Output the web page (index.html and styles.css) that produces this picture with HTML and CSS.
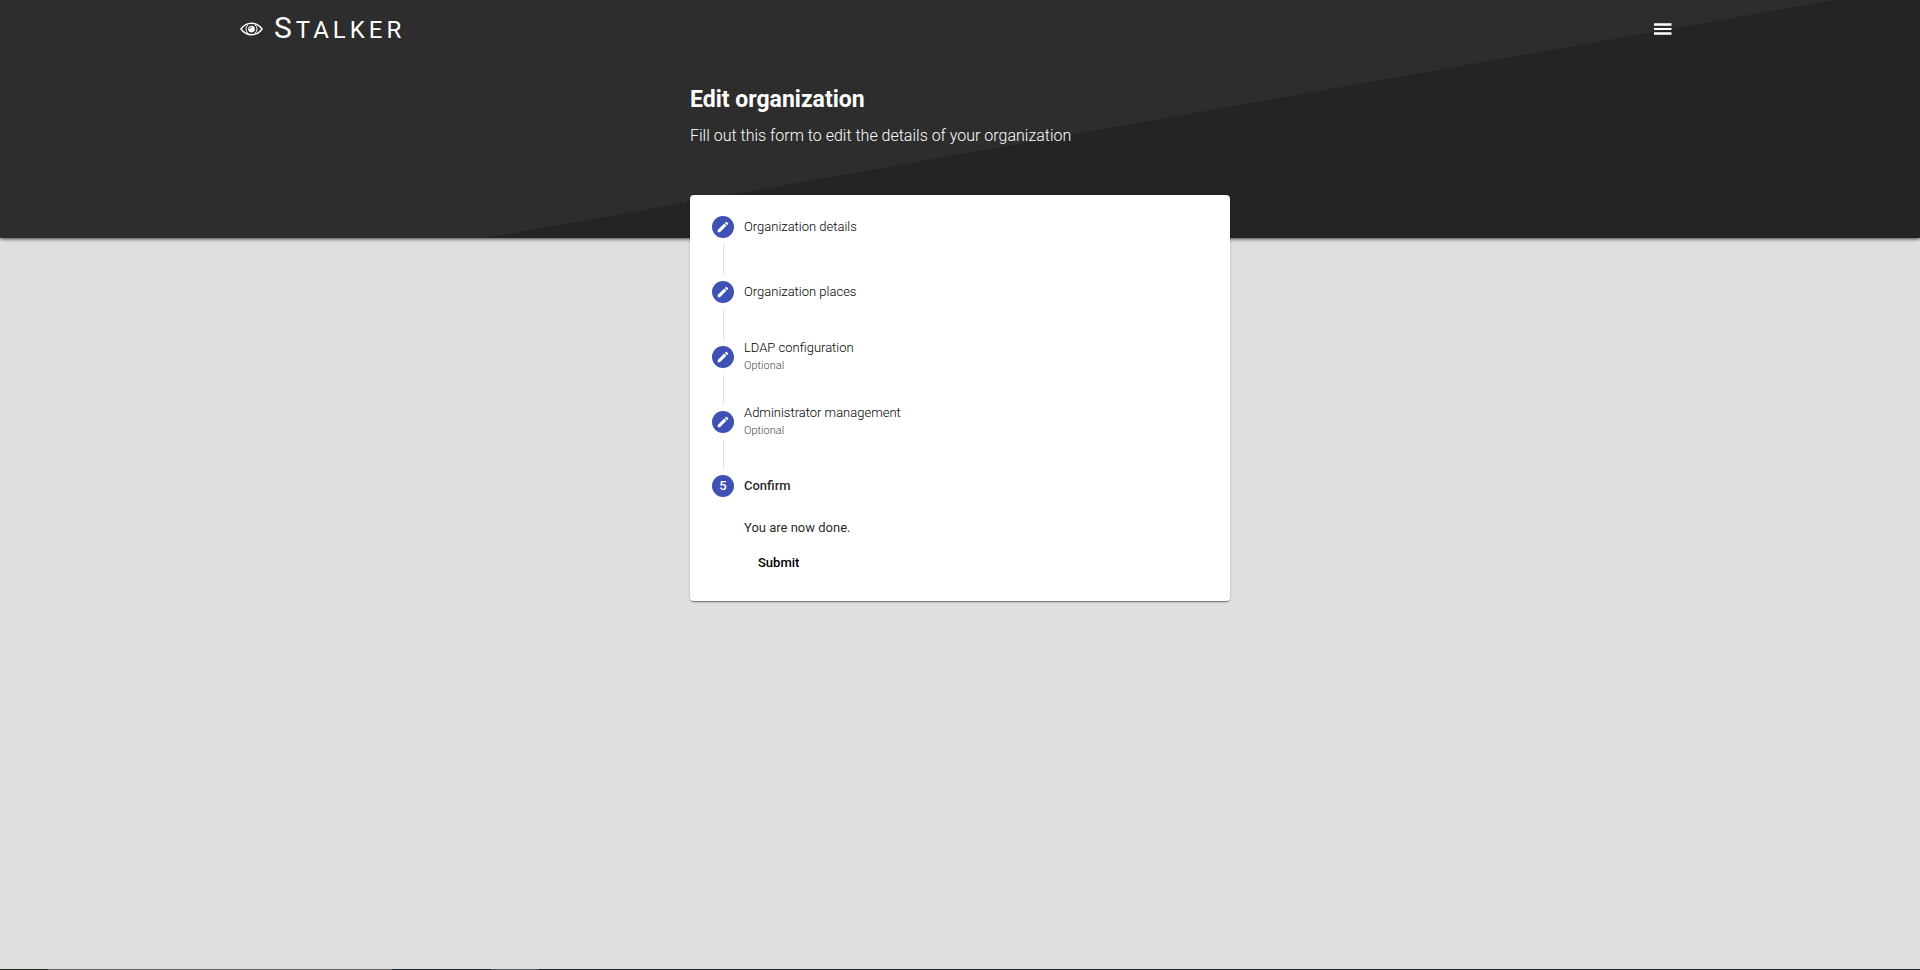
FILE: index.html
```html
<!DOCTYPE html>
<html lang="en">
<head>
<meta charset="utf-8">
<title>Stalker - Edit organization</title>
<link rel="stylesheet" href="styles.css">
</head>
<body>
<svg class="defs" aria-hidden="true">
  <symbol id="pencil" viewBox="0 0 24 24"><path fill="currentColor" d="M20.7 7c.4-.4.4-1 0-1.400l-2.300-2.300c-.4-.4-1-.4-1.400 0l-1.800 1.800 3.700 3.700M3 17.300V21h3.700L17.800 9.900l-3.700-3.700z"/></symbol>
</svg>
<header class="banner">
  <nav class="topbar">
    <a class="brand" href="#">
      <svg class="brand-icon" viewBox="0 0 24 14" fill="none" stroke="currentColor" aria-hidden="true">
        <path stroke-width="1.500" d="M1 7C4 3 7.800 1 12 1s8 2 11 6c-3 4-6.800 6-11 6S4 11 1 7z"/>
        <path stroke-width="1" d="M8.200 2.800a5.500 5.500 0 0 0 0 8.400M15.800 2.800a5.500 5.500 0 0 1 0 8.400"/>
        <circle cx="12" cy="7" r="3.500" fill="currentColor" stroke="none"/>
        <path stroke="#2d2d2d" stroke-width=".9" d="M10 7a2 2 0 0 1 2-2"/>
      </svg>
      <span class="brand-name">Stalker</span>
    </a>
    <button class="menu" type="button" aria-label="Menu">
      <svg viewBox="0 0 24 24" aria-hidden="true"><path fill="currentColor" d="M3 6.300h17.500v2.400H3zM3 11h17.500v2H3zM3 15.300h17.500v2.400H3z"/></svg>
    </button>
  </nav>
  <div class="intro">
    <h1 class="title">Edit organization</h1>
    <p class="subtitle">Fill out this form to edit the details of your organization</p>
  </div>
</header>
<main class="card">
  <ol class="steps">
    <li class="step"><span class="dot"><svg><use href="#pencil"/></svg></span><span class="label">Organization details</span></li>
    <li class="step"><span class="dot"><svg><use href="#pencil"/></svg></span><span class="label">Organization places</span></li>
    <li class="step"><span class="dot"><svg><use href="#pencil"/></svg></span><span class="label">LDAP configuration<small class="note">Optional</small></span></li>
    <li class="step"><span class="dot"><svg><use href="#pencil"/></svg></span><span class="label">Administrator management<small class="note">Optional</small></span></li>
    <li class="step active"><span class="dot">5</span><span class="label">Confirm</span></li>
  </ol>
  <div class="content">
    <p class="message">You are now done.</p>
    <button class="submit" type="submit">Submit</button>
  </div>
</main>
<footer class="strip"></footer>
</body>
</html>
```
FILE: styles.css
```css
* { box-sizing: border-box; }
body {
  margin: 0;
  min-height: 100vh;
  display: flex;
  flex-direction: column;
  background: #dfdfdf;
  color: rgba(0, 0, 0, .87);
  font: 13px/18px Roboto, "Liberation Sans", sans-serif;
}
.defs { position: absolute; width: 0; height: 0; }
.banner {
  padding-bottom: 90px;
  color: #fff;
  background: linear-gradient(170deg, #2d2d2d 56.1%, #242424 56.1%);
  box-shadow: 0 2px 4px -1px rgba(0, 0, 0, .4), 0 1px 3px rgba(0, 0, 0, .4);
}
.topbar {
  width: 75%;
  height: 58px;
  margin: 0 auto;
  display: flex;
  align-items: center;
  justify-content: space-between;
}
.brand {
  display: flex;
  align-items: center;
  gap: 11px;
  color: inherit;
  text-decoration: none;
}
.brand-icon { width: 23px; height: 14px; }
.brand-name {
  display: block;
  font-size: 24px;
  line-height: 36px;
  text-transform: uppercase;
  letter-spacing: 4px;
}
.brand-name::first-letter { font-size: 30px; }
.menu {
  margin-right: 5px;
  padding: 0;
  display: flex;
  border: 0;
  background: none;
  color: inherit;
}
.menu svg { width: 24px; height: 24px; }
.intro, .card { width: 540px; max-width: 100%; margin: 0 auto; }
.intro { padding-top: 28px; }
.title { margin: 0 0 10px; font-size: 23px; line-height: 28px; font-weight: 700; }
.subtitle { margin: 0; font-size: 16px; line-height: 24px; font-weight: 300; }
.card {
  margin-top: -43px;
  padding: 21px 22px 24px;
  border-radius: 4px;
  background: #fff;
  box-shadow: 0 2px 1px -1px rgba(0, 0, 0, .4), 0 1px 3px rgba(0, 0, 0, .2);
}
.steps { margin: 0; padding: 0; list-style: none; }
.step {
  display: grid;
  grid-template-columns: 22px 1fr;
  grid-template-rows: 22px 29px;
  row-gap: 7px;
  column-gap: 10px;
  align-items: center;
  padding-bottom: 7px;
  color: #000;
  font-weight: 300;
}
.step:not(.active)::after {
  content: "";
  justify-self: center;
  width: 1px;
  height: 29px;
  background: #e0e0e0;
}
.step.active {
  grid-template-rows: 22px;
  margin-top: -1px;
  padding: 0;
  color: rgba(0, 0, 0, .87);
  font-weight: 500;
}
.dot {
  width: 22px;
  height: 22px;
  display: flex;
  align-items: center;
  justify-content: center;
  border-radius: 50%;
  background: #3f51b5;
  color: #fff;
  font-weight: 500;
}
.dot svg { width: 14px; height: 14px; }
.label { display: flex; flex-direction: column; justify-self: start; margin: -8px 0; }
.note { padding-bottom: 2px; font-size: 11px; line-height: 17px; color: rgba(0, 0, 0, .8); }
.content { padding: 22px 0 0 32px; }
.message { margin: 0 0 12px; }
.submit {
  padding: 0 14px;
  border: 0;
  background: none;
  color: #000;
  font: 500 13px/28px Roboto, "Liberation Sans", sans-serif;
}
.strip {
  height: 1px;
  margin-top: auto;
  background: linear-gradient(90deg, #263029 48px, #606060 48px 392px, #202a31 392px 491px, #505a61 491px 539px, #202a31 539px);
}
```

...

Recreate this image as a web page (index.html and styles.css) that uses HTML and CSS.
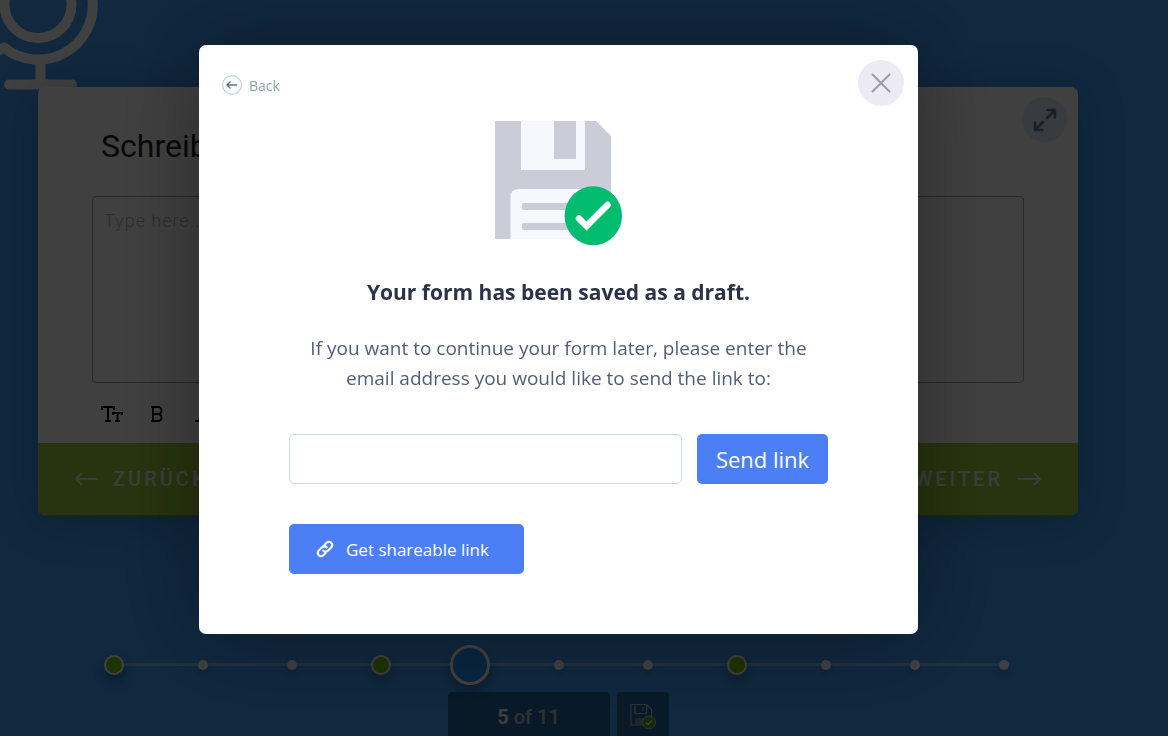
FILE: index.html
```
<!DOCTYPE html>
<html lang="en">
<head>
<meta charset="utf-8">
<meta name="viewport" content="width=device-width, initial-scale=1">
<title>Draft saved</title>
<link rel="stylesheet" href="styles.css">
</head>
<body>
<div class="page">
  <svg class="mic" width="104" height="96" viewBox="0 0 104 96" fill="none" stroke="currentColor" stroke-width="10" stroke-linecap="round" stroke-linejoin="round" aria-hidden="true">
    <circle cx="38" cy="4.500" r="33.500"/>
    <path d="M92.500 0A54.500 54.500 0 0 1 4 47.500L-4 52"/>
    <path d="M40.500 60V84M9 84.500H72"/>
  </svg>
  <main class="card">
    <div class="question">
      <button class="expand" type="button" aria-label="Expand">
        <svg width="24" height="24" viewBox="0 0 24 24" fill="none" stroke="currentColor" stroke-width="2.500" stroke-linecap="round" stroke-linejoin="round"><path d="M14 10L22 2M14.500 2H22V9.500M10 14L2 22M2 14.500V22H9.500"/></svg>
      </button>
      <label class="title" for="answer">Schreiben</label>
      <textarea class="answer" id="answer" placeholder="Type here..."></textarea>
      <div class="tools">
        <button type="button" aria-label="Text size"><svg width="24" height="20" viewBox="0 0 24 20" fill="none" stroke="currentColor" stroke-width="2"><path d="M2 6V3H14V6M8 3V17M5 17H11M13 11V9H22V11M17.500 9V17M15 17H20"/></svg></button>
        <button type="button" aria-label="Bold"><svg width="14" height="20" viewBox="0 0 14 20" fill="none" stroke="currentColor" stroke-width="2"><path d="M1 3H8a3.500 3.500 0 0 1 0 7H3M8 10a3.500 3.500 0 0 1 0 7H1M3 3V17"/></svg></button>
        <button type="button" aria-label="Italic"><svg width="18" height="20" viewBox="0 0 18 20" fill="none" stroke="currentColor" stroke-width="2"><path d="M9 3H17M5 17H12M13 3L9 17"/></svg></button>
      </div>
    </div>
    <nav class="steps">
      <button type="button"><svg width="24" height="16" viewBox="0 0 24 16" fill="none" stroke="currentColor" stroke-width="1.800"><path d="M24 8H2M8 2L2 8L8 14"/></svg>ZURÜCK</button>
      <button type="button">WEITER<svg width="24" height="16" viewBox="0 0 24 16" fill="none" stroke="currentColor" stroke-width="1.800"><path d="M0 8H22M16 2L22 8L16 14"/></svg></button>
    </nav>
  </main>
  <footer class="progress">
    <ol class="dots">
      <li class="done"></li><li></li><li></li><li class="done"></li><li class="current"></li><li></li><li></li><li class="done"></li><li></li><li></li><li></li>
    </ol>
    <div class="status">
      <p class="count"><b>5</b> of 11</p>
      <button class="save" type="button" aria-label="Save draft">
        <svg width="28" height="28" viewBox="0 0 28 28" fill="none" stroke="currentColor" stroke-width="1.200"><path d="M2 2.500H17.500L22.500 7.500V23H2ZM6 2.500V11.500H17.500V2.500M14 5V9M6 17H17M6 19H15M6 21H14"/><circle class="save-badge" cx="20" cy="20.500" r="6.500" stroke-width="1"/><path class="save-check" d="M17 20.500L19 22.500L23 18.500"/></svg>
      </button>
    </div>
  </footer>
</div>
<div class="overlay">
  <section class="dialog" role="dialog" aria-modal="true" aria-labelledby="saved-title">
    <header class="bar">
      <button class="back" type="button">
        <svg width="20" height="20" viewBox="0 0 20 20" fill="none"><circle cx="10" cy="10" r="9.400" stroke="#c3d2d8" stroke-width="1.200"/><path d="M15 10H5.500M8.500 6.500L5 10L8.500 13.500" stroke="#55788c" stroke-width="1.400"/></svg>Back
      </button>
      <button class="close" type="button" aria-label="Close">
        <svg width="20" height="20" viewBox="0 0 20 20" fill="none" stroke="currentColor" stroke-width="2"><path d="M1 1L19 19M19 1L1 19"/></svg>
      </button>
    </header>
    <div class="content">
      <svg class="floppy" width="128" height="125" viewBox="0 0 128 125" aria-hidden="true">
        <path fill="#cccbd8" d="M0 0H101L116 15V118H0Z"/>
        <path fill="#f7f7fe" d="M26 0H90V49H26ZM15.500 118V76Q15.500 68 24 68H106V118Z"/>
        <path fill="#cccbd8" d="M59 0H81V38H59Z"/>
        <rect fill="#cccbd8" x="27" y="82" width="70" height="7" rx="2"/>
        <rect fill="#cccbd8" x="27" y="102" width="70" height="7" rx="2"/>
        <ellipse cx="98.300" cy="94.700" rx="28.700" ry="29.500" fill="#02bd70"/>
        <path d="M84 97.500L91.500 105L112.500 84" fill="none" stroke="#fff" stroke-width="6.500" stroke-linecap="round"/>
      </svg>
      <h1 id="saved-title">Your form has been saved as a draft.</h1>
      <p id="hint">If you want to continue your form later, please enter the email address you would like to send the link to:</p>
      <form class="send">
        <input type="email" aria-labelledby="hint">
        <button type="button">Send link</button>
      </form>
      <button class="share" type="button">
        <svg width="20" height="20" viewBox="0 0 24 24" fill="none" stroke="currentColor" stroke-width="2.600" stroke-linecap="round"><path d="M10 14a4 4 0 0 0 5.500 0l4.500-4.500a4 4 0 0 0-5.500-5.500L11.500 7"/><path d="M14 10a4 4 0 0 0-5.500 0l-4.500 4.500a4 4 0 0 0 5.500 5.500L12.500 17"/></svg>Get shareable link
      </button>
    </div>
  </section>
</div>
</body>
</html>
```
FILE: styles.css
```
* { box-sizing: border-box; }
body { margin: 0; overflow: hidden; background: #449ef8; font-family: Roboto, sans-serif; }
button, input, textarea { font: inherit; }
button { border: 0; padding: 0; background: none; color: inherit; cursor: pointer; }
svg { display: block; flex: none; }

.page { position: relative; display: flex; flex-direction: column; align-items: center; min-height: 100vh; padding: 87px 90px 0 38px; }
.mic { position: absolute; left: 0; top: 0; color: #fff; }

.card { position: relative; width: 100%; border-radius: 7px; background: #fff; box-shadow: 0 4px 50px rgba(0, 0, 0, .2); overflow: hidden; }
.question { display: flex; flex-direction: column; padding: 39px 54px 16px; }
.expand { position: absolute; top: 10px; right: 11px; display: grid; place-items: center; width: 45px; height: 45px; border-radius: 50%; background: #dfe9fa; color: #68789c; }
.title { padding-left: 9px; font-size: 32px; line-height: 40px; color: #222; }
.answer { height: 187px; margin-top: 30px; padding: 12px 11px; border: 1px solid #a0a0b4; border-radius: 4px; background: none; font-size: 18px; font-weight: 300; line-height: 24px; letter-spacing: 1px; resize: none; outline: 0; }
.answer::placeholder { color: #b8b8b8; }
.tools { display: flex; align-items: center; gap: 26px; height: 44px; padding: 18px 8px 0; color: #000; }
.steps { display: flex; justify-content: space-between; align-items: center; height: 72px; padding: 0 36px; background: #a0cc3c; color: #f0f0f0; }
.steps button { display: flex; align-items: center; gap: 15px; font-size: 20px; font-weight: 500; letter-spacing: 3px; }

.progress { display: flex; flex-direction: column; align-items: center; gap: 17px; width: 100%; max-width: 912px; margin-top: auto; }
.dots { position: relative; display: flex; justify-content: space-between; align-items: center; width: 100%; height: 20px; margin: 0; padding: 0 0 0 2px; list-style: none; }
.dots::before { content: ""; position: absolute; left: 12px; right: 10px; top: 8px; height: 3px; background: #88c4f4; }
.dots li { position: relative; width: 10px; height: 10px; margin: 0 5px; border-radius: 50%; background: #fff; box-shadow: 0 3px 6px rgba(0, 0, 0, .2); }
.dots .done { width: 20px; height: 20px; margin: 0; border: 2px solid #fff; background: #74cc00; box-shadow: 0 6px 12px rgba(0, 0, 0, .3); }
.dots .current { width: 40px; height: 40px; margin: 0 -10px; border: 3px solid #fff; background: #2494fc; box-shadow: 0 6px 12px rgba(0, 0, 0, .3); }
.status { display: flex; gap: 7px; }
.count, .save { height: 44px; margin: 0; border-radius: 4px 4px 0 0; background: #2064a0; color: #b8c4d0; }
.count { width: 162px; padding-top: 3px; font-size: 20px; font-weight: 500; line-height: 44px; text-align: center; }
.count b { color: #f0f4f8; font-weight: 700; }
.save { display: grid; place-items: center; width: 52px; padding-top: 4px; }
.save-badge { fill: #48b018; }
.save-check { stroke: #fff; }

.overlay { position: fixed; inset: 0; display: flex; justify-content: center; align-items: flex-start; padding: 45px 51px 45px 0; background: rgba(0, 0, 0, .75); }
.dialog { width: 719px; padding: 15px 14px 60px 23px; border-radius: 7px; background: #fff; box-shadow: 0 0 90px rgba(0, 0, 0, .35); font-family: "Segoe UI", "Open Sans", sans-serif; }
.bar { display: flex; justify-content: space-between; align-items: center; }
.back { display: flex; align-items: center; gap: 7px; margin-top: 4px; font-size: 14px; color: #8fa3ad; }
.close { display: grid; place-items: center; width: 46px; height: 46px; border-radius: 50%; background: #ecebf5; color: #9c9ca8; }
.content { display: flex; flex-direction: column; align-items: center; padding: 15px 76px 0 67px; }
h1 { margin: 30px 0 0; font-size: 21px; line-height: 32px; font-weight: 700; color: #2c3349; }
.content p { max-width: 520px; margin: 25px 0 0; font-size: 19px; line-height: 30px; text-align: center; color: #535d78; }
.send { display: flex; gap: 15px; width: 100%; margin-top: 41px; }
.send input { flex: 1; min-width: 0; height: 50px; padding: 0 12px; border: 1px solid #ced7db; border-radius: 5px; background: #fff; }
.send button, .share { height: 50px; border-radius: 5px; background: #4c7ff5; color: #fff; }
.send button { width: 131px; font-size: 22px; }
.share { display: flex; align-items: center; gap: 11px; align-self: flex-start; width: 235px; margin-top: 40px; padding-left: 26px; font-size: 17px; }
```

_Objective_
Each line containing the word "that" counts once; report the total alone.

_Solved problem_
2